AEGIS: Adversarial Target–Guided Retention-Data-Free Robust Concept Erasure from Diffusion Models
Abstract
Concept erasure helps stop diffusion models (DMs) from generating harmful content; but current methods face robustness-retention trade-off. Robustness means the model fine-tuned by concept erasure methods resists reactivation of erased concepts, even under semantically related prompts. Retention means unrelated concepts are preserved so the model’s overall utility stays intact. Both are critical for concept erasure in practice, yet addressing them simultaneously is challenging, as existing works typically improve one factor while sacrificing the other.
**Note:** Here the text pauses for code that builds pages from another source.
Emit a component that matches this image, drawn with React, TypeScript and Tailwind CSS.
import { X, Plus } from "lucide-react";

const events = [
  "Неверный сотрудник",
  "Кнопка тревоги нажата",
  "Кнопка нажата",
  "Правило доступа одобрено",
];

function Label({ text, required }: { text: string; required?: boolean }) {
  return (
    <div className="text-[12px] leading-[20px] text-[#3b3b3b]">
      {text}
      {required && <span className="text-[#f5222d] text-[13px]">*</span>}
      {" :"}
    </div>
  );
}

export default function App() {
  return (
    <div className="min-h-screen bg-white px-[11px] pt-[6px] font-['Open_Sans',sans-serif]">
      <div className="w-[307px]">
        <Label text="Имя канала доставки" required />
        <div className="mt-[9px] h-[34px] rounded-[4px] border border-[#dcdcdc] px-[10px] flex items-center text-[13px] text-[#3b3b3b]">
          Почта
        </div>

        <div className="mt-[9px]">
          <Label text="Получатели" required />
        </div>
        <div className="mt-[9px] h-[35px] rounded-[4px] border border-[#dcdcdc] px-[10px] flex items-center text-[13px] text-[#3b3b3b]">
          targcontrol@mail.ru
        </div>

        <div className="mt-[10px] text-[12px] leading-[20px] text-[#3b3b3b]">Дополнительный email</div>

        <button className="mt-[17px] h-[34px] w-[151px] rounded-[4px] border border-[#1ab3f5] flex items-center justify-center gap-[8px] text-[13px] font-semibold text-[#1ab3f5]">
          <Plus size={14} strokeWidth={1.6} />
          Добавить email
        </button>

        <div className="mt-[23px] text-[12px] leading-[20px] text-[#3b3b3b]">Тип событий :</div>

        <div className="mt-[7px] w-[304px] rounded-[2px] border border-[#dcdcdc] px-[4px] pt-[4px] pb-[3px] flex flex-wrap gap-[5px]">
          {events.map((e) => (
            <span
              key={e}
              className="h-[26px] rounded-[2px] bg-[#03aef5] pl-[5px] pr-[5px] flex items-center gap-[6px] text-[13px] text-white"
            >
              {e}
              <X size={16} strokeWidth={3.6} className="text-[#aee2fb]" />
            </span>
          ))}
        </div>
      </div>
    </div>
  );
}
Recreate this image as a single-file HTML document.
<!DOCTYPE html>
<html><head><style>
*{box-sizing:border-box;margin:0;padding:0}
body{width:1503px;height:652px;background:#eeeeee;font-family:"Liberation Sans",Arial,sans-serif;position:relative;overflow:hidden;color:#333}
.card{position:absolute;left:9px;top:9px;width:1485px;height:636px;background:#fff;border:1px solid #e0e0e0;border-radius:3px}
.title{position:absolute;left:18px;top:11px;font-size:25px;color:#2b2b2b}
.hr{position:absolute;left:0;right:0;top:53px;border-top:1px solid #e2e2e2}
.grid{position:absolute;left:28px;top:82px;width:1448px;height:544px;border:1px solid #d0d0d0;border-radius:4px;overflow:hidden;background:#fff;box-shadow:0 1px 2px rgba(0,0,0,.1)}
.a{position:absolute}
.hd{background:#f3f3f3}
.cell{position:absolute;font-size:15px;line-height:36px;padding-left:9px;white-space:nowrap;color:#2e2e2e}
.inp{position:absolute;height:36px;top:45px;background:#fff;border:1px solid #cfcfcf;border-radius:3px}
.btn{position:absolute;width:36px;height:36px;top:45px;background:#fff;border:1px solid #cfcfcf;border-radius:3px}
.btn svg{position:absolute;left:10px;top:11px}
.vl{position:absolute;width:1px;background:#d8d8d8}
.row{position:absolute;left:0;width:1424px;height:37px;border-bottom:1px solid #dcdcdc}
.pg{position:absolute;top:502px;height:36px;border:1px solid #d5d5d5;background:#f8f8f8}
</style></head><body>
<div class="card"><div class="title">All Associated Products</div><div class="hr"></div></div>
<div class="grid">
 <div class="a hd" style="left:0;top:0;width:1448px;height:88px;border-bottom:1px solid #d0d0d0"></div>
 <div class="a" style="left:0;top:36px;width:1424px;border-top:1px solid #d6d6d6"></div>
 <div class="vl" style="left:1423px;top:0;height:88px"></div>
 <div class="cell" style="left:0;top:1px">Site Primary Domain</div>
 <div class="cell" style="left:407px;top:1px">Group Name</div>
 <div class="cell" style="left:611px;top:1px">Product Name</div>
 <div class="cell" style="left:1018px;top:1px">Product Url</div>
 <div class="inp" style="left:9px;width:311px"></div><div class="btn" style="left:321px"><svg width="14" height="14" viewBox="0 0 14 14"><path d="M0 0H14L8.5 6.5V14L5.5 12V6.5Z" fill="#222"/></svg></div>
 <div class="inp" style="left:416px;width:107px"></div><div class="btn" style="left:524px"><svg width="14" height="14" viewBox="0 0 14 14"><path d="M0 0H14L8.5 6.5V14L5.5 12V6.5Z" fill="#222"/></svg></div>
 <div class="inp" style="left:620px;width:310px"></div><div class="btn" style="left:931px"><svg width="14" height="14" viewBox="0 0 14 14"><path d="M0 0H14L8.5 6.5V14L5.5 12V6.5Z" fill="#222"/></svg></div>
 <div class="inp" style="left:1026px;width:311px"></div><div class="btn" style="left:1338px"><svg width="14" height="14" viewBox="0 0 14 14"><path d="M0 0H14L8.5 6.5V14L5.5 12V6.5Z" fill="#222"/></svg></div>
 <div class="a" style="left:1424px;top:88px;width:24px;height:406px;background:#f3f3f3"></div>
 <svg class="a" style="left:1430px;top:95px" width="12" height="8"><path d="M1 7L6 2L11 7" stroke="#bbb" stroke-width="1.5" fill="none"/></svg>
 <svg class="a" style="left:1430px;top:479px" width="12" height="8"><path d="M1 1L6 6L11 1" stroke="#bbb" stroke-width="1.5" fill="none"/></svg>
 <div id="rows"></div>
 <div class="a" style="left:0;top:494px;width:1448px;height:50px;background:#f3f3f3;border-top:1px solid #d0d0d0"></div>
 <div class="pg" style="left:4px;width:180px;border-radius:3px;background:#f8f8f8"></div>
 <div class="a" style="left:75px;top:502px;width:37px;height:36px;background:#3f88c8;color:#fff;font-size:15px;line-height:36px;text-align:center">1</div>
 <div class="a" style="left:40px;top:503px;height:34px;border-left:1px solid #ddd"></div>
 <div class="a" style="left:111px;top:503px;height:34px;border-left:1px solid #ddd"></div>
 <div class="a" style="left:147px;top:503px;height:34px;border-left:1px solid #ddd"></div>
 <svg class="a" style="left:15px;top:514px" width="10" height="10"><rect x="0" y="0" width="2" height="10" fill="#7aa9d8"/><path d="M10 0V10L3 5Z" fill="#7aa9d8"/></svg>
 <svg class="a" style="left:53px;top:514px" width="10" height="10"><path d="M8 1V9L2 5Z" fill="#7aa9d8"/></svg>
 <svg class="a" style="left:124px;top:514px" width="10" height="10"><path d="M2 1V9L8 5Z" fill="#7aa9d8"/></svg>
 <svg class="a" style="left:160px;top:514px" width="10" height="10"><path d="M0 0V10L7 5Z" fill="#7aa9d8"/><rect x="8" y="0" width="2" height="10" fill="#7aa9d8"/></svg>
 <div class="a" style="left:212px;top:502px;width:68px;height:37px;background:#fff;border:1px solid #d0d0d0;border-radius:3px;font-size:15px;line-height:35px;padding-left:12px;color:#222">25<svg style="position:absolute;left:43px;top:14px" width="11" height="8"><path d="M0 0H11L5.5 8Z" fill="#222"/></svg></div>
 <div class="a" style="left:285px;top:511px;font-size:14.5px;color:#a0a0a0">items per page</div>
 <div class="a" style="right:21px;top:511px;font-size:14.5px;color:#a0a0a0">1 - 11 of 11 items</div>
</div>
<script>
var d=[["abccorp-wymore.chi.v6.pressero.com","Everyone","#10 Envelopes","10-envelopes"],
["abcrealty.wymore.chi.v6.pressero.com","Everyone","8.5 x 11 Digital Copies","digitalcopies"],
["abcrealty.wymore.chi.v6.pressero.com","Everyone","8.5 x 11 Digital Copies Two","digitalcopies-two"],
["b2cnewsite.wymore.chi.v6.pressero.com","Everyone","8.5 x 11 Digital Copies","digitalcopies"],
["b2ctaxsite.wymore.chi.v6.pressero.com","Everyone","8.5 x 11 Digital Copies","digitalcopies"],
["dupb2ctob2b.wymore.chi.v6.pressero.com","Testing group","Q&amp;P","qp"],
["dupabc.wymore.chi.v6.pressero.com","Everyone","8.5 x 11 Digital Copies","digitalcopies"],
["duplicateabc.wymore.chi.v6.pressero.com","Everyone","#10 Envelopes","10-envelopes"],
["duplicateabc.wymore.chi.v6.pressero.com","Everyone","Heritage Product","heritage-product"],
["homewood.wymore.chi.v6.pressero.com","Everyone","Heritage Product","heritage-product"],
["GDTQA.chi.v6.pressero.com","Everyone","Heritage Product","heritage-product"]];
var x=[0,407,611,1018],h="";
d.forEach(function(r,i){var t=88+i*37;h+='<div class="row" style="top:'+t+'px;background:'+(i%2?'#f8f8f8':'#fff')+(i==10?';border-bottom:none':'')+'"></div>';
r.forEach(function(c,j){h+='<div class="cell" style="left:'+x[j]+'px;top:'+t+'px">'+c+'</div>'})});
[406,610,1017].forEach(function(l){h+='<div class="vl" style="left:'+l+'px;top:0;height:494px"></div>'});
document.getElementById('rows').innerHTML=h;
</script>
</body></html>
Prior work typically strengthens one while degrading the other—e.g., mapping a single erased prompt to a fixed safe target leaves class-level remnants exploitable by prompt attacks, whereas retention-oriented schemes underperform against adaptive adversaries. This paper introduces AEGIS (Adversarial Erasure with Gradient-Informed Synergy), a retention-data-free framework that advances both robustness and retention. First, AEGIS replaces handpicked targets with an Adversarial Erasure Target (AET) optimized to approximate the semantic center of the erased concept class. By aligning the model’s prediction on the erased prompt to an AET-derived target in the shared text–image space, AEGIS increases predicted-noise distances not just for the instance but for semantically related variants, substantially hardening the DMs against state-of-the-art adversarial prompt attacks. Second, AEGIS preserves utility without auxiliary data via Gradient Regularization Projection (GRP), a conflict-aware gradient rectification that selectively projects away the destructive component of the retention update only when it opposes the erasure direction. This directional, data-free projection mitigates interference between erasure and retention, avoiding dataset bias and accidental relearning. Extensive experiments show that AEGIS markedly reduces attack success rates across various concepts while maintaining or improving FID/CLIP versus advanced baselines, effectively pushing beyond the prevailing robustness–retention trade-off. The source code is in the supplementary.